→ **Instruction**
Give the number of lines in this listing that contain the word "index", and nothing else.

— BEGIN —

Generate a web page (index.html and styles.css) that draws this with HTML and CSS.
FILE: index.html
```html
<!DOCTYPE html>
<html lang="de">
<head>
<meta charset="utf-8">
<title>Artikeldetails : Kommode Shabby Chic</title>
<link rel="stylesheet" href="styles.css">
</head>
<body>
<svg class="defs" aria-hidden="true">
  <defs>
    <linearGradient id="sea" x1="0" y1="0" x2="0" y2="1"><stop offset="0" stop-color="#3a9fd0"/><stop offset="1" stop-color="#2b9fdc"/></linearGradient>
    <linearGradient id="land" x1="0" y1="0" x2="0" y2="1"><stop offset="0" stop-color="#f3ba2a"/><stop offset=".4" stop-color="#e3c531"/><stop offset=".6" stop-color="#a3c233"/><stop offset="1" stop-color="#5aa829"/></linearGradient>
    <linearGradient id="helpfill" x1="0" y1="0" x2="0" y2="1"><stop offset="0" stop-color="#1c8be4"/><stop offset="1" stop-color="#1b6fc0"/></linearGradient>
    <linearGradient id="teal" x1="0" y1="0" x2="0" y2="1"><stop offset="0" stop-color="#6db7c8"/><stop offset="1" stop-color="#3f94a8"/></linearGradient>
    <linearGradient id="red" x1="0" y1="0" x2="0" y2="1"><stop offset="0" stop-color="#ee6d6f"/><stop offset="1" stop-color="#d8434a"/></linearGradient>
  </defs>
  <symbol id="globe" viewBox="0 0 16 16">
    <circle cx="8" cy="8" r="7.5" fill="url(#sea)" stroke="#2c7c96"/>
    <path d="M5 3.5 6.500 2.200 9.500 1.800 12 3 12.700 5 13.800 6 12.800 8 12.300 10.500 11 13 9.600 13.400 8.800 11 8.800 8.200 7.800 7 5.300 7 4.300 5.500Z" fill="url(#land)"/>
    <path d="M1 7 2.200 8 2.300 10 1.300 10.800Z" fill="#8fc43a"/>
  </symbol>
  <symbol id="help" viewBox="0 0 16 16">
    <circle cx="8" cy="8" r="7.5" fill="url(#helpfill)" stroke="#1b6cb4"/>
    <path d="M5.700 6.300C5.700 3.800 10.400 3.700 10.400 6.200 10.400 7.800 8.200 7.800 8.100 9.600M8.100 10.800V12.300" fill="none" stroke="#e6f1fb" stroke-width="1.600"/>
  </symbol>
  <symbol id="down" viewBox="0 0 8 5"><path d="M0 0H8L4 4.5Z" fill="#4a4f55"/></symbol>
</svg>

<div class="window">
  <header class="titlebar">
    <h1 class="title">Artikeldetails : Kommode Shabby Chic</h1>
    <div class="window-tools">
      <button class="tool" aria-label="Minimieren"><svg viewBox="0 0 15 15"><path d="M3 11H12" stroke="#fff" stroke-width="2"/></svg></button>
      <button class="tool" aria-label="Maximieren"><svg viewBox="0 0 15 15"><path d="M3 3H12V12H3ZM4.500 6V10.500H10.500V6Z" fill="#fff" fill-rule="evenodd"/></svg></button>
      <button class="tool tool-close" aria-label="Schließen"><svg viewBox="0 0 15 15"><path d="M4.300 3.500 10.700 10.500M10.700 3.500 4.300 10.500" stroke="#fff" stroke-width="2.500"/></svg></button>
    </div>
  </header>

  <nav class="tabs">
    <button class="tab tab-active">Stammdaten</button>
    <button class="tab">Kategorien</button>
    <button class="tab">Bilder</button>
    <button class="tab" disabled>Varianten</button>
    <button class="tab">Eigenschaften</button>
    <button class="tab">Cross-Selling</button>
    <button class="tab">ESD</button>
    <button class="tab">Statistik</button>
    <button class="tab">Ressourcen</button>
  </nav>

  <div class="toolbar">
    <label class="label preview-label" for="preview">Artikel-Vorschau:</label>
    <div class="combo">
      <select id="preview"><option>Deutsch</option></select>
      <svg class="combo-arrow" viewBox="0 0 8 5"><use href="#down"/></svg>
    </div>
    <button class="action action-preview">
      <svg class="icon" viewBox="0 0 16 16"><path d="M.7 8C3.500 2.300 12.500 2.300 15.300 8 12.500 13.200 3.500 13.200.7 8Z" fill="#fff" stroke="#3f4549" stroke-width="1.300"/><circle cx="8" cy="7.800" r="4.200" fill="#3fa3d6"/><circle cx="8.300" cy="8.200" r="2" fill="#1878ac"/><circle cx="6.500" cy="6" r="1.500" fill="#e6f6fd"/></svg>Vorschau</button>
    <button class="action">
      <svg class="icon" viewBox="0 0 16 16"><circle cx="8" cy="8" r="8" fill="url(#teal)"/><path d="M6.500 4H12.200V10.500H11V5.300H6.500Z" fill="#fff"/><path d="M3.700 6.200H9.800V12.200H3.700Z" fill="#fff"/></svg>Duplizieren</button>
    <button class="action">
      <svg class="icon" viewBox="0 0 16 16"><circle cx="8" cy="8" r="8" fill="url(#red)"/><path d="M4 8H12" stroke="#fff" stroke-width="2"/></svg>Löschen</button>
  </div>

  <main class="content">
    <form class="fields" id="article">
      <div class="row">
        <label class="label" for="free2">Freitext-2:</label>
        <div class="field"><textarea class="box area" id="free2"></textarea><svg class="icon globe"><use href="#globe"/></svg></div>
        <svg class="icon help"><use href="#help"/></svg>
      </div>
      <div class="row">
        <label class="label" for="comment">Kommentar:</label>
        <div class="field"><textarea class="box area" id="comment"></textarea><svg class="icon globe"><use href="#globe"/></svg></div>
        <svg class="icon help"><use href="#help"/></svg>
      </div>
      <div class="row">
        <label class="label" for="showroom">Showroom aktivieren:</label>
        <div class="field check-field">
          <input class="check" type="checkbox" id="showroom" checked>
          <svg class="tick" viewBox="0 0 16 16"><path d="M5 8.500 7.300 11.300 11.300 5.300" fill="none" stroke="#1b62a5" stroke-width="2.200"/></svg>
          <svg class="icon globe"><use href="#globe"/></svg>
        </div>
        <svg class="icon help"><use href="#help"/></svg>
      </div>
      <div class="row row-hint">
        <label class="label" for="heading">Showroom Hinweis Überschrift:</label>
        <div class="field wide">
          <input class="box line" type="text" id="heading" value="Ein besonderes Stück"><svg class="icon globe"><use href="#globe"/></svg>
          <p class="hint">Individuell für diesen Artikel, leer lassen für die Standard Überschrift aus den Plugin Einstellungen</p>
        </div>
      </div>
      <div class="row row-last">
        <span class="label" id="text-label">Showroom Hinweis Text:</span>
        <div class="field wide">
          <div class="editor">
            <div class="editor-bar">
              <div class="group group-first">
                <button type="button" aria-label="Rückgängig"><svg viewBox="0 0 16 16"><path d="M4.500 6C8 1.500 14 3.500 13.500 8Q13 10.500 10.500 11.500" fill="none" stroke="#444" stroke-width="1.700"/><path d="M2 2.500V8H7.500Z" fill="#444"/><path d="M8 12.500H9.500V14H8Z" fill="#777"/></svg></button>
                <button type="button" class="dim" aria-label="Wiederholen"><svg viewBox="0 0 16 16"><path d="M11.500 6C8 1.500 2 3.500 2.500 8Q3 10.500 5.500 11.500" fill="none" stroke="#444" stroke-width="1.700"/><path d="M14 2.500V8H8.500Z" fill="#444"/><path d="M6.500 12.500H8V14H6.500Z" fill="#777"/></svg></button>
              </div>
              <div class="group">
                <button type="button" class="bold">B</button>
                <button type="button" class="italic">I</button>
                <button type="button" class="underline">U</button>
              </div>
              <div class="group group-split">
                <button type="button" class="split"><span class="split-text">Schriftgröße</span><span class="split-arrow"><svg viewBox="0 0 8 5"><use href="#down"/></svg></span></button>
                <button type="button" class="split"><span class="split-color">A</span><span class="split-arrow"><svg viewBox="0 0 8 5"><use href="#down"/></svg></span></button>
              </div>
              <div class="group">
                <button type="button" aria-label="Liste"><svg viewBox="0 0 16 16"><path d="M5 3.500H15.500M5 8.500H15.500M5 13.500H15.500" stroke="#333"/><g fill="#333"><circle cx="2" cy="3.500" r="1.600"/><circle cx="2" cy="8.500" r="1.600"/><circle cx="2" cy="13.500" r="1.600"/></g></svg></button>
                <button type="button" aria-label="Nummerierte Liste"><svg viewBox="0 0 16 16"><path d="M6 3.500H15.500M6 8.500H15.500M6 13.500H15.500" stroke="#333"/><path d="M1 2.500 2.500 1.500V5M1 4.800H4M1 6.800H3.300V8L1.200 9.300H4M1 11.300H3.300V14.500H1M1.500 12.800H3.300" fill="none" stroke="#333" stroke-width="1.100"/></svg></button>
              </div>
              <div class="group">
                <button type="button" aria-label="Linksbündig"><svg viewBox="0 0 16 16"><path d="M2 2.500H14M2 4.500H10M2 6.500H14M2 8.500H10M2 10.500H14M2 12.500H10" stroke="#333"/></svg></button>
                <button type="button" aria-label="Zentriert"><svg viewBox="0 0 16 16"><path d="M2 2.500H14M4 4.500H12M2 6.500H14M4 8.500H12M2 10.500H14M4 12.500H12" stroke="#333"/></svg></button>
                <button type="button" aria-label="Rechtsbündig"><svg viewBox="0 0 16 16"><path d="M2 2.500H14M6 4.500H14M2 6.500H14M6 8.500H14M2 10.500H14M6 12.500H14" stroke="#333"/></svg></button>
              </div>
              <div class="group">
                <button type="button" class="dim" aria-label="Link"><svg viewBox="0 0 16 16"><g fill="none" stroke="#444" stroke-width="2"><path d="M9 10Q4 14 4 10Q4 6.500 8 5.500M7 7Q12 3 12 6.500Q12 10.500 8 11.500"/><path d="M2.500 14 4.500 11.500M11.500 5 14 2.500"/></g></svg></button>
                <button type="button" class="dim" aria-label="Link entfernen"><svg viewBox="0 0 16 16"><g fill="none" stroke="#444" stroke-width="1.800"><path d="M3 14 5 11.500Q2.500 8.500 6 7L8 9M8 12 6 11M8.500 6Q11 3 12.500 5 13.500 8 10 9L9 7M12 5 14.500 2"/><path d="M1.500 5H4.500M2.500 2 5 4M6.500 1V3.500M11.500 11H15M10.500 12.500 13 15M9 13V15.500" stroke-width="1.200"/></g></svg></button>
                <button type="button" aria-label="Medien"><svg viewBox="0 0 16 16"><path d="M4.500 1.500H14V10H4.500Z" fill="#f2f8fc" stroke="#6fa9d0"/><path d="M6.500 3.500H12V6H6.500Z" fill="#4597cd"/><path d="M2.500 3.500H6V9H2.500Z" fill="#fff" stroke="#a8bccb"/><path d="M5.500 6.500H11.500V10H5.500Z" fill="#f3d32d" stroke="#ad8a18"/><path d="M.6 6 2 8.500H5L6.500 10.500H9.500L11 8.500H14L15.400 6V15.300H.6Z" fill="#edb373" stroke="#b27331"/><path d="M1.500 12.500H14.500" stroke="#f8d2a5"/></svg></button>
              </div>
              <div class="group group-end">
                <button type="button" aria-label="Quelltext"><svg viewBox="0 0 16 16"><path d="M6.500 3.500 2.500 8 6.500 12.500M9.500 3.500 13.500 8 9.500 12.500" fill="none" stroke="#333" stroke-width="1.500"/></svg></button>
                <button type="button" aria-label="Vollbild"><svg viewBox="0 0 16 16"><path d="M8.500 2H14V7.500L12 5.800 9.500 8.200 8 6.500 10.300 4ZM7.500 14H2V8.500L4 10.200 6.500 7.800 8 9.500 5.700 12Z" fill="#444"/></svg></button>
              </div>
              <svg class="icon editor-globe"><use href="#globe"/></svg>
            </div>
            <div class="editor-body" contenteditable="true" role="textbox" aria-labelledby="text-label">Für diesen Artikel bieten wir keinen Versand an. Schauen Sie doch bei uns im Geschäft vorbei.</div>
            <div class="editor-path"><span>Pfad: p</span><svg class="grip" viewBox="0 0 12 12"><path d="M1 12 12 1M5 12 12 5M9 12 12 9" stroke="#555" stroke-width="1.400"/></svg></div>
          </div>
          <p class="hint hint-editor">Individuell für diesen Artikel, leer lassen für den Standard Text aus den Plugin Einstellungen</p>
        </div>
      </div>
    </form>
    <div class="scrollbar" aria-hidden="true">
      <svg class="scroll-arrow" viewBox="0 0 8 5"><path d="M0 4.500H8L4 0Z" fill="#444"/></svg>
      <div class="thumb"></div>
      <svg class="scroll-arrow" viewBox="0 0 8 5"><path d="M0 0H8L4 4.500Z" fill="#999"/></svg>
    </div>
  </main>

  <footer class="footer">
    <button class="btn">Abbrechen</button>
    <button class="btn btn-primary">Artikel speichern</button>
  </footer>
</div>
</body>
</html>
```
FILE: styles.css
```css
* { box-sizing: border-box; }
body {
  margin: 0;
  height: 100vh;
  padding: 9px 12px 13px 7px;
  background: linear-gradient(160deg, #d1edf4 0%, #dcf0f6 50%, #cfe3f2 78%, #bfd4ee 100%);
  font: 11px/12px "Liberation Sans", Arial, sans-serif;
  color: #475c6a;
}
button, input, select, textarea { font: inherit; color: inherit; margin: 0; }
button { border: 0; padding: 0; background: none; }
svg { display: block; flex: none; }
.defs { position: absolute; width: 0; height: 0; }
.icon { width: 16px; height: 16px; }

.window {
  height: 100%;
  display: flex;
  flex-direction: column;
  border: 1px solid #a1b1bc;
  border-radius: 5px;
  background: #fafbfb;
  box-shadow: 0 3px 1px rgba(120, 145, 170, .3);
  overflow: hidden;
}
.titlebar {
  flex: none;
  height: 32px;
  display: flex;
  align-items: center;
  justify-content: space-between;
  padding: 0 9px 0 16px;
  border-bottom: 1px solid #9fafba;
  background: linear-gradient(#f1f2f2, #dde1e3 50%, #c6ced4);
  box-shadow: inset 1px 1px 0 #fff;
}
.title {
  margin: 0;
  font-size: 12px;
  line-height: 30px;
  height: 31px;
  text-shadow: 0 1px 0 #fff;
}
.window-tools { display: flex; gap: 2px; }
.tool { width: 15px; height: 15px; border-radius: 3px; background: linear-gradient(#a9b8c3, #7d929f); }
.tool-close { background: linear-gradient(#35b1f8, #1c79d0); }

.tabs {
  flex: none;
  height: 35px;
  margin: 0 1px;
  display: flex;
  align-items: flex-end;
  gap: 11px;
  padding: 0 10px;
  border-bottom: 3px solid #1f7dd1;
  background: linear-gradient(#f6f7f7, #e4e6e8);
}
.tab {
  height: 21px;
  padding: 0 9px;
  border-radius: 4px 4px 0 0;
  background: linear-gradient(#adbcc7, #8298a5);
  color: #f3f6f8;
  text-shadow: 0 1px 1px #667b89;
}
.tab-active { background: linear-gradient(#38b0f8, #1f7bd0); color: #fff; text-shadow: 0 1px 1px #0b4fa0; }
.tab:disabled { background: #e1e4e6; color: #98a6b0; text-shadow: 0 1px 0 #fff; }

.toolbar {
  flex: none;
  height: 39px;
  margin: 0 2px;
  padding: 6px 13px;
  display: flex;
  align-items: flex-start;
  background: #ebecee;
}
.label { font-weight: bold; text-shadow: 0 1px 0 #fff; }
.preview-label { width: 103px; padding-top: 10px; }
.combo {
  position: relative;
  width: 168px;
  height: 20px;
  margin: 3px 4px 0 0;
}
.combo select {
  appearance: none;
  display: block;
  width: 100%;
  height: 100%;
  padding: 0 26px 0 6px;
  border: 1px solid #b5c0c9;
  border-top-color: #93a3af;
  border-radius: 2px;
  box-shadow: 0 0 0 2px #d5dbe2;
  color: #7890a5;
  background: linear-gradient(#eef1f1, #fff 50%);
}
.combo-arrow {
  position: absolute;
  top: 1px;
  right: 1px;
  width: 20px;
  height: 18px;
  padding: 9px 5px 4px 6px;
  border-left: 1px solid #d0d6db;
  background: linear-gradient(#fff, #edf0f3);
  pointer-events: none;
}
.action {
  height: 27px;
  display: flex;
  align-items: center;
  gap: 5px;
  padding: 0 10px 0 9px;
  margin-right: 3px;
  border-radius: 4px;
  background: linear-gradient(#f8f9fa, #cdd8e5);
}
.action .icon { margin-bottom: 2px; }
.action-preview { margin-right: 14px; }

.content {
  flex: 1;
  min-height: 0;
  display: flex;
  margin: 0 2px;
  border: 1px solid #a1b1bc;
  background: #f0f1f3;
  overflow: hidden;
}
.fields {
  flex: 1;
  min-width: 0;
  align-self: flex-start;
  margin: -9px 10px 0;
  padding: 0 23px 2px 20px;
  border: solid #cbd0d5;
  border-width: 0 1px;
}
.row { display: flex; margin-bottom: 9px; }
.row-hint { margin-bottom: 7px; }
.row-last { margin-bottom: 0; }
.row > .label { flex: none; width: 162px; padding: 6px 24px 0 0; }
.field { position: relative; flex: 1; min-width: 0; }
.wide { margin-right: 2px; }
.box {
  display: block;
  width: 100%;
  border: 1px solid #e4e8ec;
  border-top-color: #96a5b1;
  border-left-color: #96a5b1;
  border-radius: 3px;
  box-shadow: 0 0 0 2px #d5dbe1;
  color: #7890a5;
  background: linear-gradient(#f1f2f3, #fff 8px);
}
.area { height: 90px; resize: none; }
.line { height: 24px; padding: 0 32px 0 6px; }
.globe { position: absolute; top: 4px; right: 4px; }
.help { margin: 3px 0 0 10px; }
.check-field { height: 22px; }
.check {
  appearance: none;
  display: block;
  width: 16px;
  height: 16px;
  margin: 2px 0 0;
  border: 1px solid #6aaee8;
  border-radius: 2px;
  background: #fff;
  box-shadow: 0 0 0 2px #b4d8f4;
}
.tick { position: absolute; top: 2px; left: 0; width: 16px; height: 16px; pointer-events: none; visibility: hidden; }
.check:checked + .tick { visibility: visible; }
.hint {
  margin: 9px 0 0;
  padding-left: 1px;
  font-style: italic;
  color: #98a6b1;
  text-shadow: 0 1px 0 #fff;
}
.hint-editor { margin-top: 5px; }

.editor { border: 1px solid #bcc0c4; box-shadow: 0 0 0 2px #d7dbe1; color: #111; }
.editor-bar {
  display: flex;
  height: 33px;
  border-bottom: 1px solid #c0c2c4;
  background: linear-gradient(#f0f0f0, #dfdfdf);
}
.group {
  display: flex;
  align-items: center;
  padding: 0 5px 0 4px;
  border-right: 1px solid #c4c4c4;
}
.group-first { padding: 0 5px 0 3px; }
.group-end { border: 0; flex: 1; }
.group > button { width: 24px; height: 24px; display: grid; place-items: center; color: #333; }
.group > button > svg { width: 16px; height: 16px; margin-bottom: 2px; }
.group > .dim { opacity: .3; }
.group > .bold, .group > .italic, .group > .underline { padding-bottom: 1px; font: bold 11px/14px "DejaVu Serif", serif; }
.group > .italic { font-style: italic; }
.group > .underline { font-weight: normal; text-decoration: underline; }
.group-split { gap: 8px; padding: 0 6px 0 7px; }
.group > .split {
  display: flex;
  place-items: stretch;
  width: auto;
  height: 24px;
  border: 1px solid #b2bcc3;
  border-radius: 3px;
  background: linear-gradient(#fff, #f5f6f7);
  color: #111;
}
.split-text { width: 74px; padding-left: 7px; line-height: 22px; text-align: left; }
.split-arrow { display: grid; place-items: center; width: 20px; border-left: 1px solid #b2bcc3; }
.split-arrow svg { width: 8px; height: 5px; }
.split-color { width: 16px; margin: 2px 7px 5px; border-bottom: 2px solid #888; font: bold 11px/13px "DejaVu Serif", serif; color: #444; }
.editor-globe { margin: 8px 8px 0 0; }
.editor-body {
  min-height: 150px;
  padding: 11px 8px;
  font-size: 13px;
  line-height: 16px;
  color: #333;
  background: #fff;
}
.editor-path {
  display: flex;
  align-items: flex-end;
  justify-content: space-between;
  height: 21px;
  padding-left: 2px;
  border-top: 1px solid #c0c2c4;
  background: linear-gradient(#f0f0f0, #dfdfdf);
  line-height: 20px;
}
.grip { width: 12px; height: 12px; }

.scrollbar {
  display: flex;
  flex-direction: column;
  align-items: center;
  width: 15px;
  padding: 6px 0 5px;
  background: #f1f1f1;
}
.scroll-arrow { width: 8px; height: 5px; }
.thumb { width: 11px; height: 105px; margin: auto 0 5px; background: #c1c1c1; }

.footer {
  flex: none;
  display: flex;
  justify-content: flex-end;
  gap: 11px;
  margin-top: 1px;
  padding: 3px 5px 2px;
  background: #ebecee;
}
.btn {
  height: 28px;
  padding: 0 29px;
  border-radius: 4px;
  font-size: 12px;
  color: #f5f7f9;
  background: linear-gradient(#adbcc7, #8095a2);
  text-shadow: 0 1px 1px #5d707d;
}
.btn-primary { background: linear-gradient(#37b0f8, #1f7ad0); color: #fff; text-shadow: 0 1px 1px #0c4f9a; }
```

— END —

→ **Exercise answer**
2